Dataset excerpt →
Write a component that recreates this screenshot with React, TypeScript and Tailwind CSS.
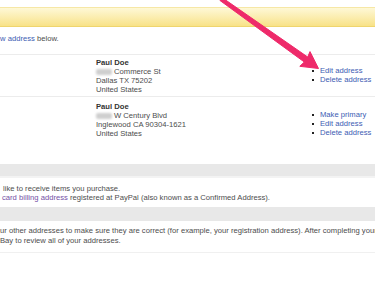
import React from "react";

const link = "text-[#3d5db3]";

function Blur({ w = 16 }: { w?: number }) {
  return (
    <span
      className="mr-[2px] inline-block h-[6px] rounded-[2px] bg-[#cfcfcf] align-middle blur-[1.2px]"
      style={{ width: w }}
    />
  );
}

function Links({ items }: { items: string[] }) {
  return (
    <ul className="flex flex-col">
      {items.map((t) => (
        <li key={t} className="flex items-center">
          <span className="mr-[6px] inline-block h-[2px] w-[2px] bg-[#222]" />
          <span className={link}>{t}</span>
        </li>
      ))}
    </ul>
  );
}

function AddressRow({
  street,
  city,
  links,
  className,
}: {
  street: string;
  city: string;
  links: string[];
  className: string;
}) {
  return (
    <div className={`flex ${className}`}>
      <div className="ml-[96px] w-[216px] shrink-0">
        <div className="font-bold text-[#333]">Paul Doe</div>
        <div>
          <Blur />
          {street}
        </div>
        <div>{city}</div>
        <div>United States</div>
      </div>
      <div className="mt-[8px]">
        <Links items={links} />
      </div>
    </div>
  );
}

export default function App() {
  return (
    <div
      className="relative h-[281px] w-[375px] overflow-hidden bg-white text-[7.65px] leading-[9px] text-[#4d4d4d]"
      style={{ fontFamily: '"Liberation Sans", Arial, sans-serif' }}
    >
      <div className="pt-[7px]">
        <div className="h-[20px] border-t border-b border-t-[#f6e7a6] border-b-[#efd56e] bg-gradient-to-b from-[#fef8d6] to-[#f8e287]" />
      </div>

      <div className="border-b border-[#ececec] pt-[7px] pb-[11px] whitespace-nowrap">
        <span className={link}>w address</span> below.
      </div>

      <AddressRow
        className="h-[42px] border-b border-[#ececec] pt-[3px]"
        street="Commerce St"
        city="Dallas TX 75202"
        links={["Edit address", "Delete address"]}
      />
      <AddressRow
        className="h-[67px] pt-[5px]"
        street="W Century Blvd"
        city="Inglewood CA 90304-1621"
        links={["Make primary", "Edit address", "Delete address"]}
      />

      <div className="h-[14px] border-b-2 border-[#f3f3f3] bg-[#e8e8e8]" />

      <div className="pt-[6px] pb-[5px] whitespace-nowrap">
        <div className="pl-[3px]">like to receive items you purchase.</div>
        <div className="pl-[2px]">
          <span className="text-[#7550a6]">card billing address</span> registered at
          PayPal (also known as a Confirmed Address).
        </div>
      </div>

      <div className="h-[14px] bg-[#e8e8e8]" />

      <div className="border-b border-[#f0f0f0] pt-[5px] pb-[6px] leading-[10px] whitespace-nowrap">
        <div>
          ur other addresses to make sure they are correct (for example, your registration
          address). After completing your
        </div>
        <div>Bay to review all of your addresses.</div>
      </div>

      <svg
        className="pointer-events-none absolute top-0 left-0"
        width="375"
        height="281"
        viewBox="0 0 375 281"
      >
        <polygon
          points="222,-2.5 307.7,57 310,51.6 318.5,68.5 299.8,66.3 304.3,62 220,0.5"
          fill="#ee2a6a"
          stroke="#ee2a6a"
          strokeWidth="1"
          strokeLinejoin="round"
        />
      </svg>
    </div>
  );
}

The task → Return the full material word for word. Do not include the pictures.

Task answer →
Write a component that recreates this screenshot with React, TypeScript and Tailwind CSS.
import React from "react";

const link = "text-[#3d5db3]";

function Blur({ w = 16 }: { w?: number }) {
  return (
    <span
      className="mr-[2px] inline-block h-[6px] rounded-[2px] bg-[#cfcfcf] align-middle blur-[1.2px]"
      style={{ width: w }}
    />
  );
}

function Links({ items }: { items: string[] }) {
  return (
    <ul className="flex flex-col">
      {items.map((t) => (
        <li key={t} className="flex items-center">
          <span className="mr-[6px] inline-block h-[2px] w-[2px] bg-[#222]" />
          <span className={link}>{t}</span>
        </li>
      ))}
    </ul>
  );
}

function AddressRow({
  street,
  city,
  links,
  className,
}: {
  street: string;
  city: string;
  links: string[];
  className: string;
}) {
  return (
    <div className={`flex ${className}`}>
      <div className="ml-[96px] w-[216px] shrink-0">
        <div className="font-bold text-[#333]">Paul Doe</div>
        <div>
          <Blur />
          {street}
        </div>
        <div>{city}</div>
        <div>United States</div>
      </div>
      <div className="mt-[8px]">
        <Links items={links} />
      </div>
    </div>
  );
}

export default function App() {
  return (
    <div
      className="relative h-[281px] w-[375px] overflow-hidden bg-white text-[7.65px] leading-[9px] text-[#4d4d4d]"
      style={{ fontFamily: '"Liberation Sans", Arial, sans-serif' }}
    >
      <div className="pt-[7px]">
        <div className="h-[20px] border-t border-b border-t-[#f6e7a6] border-b-[#efd56e] bg-gradient-to-b from-[#fef8d6] to-[#f8e287]" />
      </div>

      <div className="border-b border-[#ececec] pt-[7px] pb-[11px] whitespace-nowrap">
        <span className={link}>w address</span> below.
      </div>

      <AddressRow
        className="h-[42px] border-b border-[#ececec] pt-[3px]"
        street="Commerce St"
        city="Dallas TX 75202"
        links={["Edit address", "Delete address"]}
      />
      <AddressRow
        className="h-[67px] pt-[5px]"
        street="W Century Blvd"
        city="Inglewood CA 90304-1621"
        links={["Make primary", "Edit address", "Delete address"]}
      />

      <div className="h-[14px] border-b-2 border-[#f3f3f3] bg-[#e8e8e8]" />

      <div className="pt-[6px] pb-[5px] whitespace-nowrap">
        <div className="pl-[3px]">like to receive items you purchase.</div>
        <div className="pl-[2px]">
          <span className="text-[#7550a6]">card billing address</span> registered at
          PayPal (also known as a Confirmed Address).
        </div>
      </div>

      <div className="h-[14px] bg-[#e8e8e8]" />

      <div className="border-b border-[#f0f0f0] pt-[5px] pb-[6px] leading-[10px] whitespace-nowrap">
        <div>
          ur other addresses to make sure they are correct (for example, your registration
          address). After completing your
        </div>
        <div>Bay to review all of your addresses.</div>
      </div>

      <svg
        className="pointer-events-none absolute top-0 left-0"
        width="375"
        height="281"
        viewBox="0 0 375 281"
      >
        <polygon
          points="222,-2.5 307.7,57 310,51.6 318.5,68.5 299.8,66.3 304.3,62 220,0.5"
          fill="#ee2a6a"
          stroke="#ee2a6a"
          strokeWidth="1"
          strokeLinejoin="round"
        />
      </svg>
    </div>
  );
}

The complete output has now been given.